The mutated coronavirus variant first found in Bristol has been labelled a ‘variant of concern’ by UK scientists today.
Public Health England said it has now found 21 cases of this version of the virus, with 14 in Bristol and the South West, four in Manchester and three unknown.
It is a version of the Kent variant – the dominant strain of the virus in England – which has mutated further to develop a change first found on the South African strain which may make vaccines less effective.
Because of this mutation named E484K, which also raises the risk of people getting reinfected after they already had Covid-19, experts are desperate to stamp it out.
It becomes the third variant of concern found in Britain, alongside the now-dominant Kent variant and the South African one.

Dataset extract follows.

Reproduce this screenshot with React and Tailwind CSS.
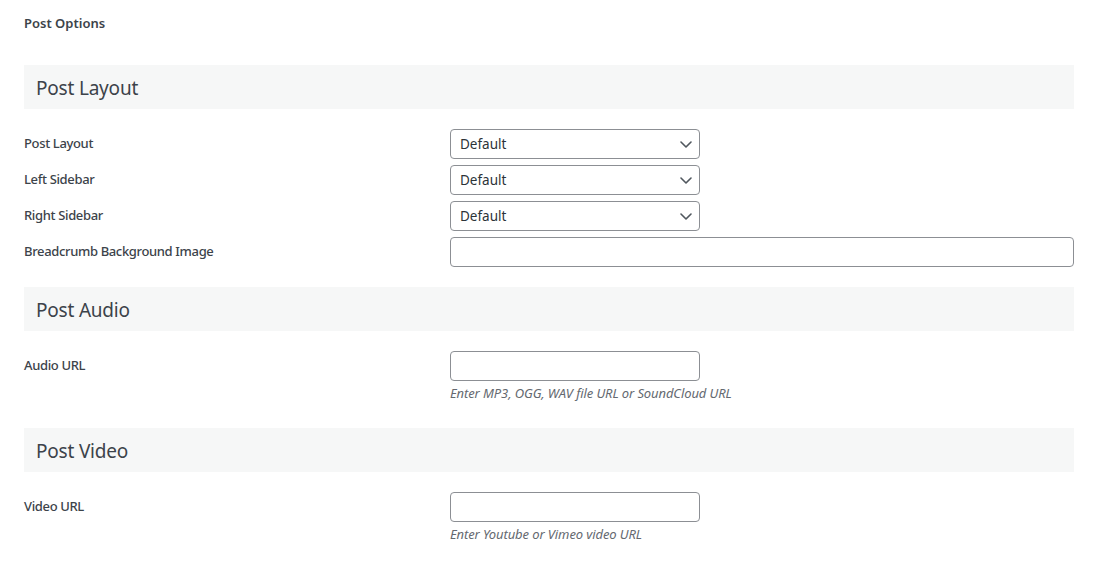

A fourth – one of two strains from Brazil – is also listed by Public Health England but it has not yet been found in the UK.
Experts said they were worried about the Bristol variant’s combination of mutations because it would be ‘at least as transmissible’ as the fast-spreading Kent variant but also potentially able to dodge immunity from vaccines.
Although it is not likely to take over and become dominant now, there is a risk it could come through when the Kent strain has been suppressed by vaccinations.
The Department of Health announced today it had finished its surge testing – which is used to weed out these variants – in Woking, but started it in Lambeth, London.
The Government has deployed surge testing to areas where the South African variant, or ones with similar mutations, have been found in the community. Professor Van-Tam reassured viewers that only a ‘small number’ of cases have been discovered
The spread of differing variants across Britain is causing a storm now because of the risk that one will render the long-awaited vaccines less effective.
And the fact that they have been discovered during lockdown, said PHE’s Dr Susan Hopkins, was a cause for immediate action because it presented an opportunity to control them while people are not mixing much.
‘It is reassuring [that] we aren’t seeing week-on-week increases in either of them and the data is staying flat,’ Dr Hopkins told a briefing today.
‘I think why we’re getting on top of these now is because the R is below one… when we release in March, April and May, things will be more challenging.’
While none of the variants of concern look to be spreading fast out of the areas where they were first discovered, this could change when rules are eased.
Professor Nick Loman, a genomics expert at the University of Birmingham, member of COG-UK and PHE adviser, added: ‘What applies in a lockdown is not necessarily going to be true when we relax measures. The fact that the South African variant is not doing well now doesn’t mean it won’t [when lockdown ends].’